**WORK REQUIRED**
Output the full listing below exactly, without the pictures.

+===+

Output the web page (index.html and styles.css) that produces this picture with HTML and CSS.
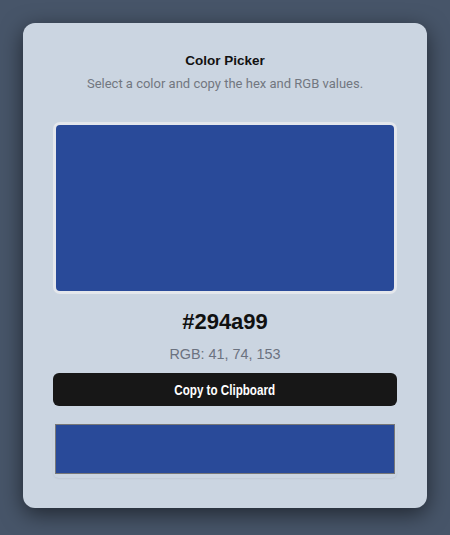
FILE: index.html
```html
<!DOCTYPE html>
<html lang="en">
<head>
<meta charset="utf-8">
<title>Color Picker</title>
<link rel="stylesheet" href="styles.css">
</head>
<body>
  <main class="card">
    <h1 class="title">Color Picker</h1>
    <p class="subtitle">Select a color and copy the hex and RGB values.</p>
    <div class="swatch"><div class="swatch-fill"></div></div>
    <div class="hex">#294a99</div>
    <div class="rgb">RGB: 41, 74, 153</div>
    <button class="copy-btn" type="button"><span class="copy-label">Copy to Clipboard</span></button>
    <div class="color-input"><div class="color-input-swatch"></div></div>
  </main>
</body>
</html>
```
FILE: styles.css
```css
html, body {
  margin: 0;
  height: 100%;
}
body {
  background: #475569;
  display: flex;
  justify-content: center;
  align-items: flex-start;
  padding-top: 23px;
  box-sizing: border-box;
  font-family: "Liberation Sans", Arial, sans-serif;
}
.card {
  width: 404px;
  height: 485px;
  box-sizing: border-box;
  background: #cbd5e1;
  border-radius: 12px;
  padding: 30px 30px 30px;
  box-shadow: 0 6px 22px rgba(0, 0, 0, 0.55);
  display: flex;
  flex-direction: column;
  align-items: stretch;
}
.title {
  margin: 0;
  font-size: 13.5px;
  line-height: 16px;
  font-weight: 700;
  color: #111111;
  text-align: center;
}
.subtitle {
  margin: 6px 0 0;
  font-family: Roboto, "Liberation Sans", sans-serif;
  font-size: 13px;
  line-height: 18px;
  color: #727780;
  text-align: center;
}
.swatch {
  margin-top: 29px;
  height: 172px;
  box-sizing: border-box;
  border: 3px solid #e4e7ec;
  border-radius: 7px;
  background: #e4e7ec;
}
.swatch-fill {
  height: 100%;
  background: #294a99;
  border-radius: 4px;
}
.hex {
  margin-top: 15px;
  font-size: 22px;
  line-height: 26px;
  font-weight: 700;
  color: #111111;
  text-align: center;
}
.rgb {
  margin-top: 9px;
  font-size: 14.4px;
  line-height: 20px;
  color: #6b7280;
  text-align: center;
}
.copy-btn {
  margin-top: 9px;
  height: 33px;
  border: none;
  border-radius: 6px;
  background: #171717;
  color: #ffffff;
  font-family: "Liberation Sans", Arial, sans-serif;
  font-size: 14px;
  font-weight: 700;
  padding: 0;
  display: flex;
  align-items: center;
  justify-content: center;
}
.copy-label {
  display: inline-block;
  transform: scaleX(0.83);
}
.color-input {
  margin-top: 16px;
  height: 56px;
  box-sizing: border-box;
  padding: 2px;
  border-radius: 6px;
  box-shadow: 0 1px 2px rgba(0, 0, 0, 0.06);
}
.color-input-swatch {
  height: 50px;
  box-sizing: border-box;
  border: 1px solid #777777;
  background: #294a99;
}
```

+===+

**FULL ANSWER**
Output the web page (index.html and styles.css) that produces this picture with HTML and CSS.
FILE: index.html
```html
<!DOCTYPE html>
<html lang="en">
<head>
<meta charset="utf-8">
<title>Color Picker</title>
<link rel="stylesheet" href="styles.css">
</head>
<body>
  <main class="card">
    <h1 class="title">Color Picker</h1>
    <p class="subtitle">Select a color and copy the hex and RGB values.</p>
    <div class="swatch"><div class="swatch-fill"></div></div>
    <div class="hex">#294a99</div>
    <div class="rgb">RGB: 41, 74, 153</div>
    <button class="copy-btn" type="button"><span class="copy-label">Copy to Clipboard</span></button>
    <div class="color-input"><div class="color-input-swatch"></div></div>
  </main>
</body>
</html>
```
FILE: styles.css
```css
html, body {
  margin: 0;
  height: 100%;
}
body {
  background: #475569;
  display: flex;
  justify-content: center;
  align-items: flex-start;
  padding-top: 23px;
  box-sizing: border-box;
  font-family: "Liberation Sans", Arial, sans-serif;
}
.card {
  width: 404px;
  height: 485px;
  box-sizing: border-box;
  background: #cbd5e1;
  border-radius: 12px;
  padding: 30px 30px 30px;
  box-shadow: 0 6px 22px rgba(0, 0, 0, 0.55);
  display: flex;
  flex-direction: column;
  align-items: stretch;
}
.title {
  margin: 0;
  font-size: 13.5px;
  line-height: 16px;
  font-weight: 700;
  color: #111111;
  text-align: center;
}
.subtitle {
  margin: 6px 0 0;
  font-family: Roboto, "Liberation Sans", sans-serif;
  font-size: 13px;
  line-height: 18px;
  color: #727780;
  text-align: center;
}
.swatch {
  margin-top: 29px;
  height: 172px;
  box-sizing: border-box;
  border: 3px solid #e4e7ec;
  border-radius: 7px;
  background: #e4e7ec;
}
.swatch-fill {
  height: 100%;
  background: #294a99;
  border-radius: 4px;
}
.hex {
  margin-top: 15px;
  font-size: 22px;
  line-height: 26px;
  font-weight: 700;
  color: #111111;
  text-align: center;
}
.rgb {
  margin-top: 9px;
  font-size: 14.4px;
  line-height: 20px;
  color: #6b7280;
  text-align: center;
}
.copy-btn {
  margin-top: 9px;
  height: 33px;
  border: none;
  border-radius: 6px;
  background: #171717;
  color: #ffffff;
  font-family: "Liberation Sans", Arial, sans-serif;
  font-size: 14px;
  font-weight: 700;
  padding: 0;
  display: flex;
  align-items: center;
  justify-content: center;
}
.copy-label {
  display: inline-block;
  transform: scaleX(0.83);
}
.color-input {
  margin-top: 16px;
  height: 56px;
  box-sizing: border-box;
  padding: 2px;
  border-radius: 6px;
  box-shadow: 0 1px 2px rgba(0, 0, 0, 0.06);
}
.color-input-swatch {
  height: 50px;
  box-sizing: border-box;
  border: 1px solid #777777;
  background: #294a99;
}
```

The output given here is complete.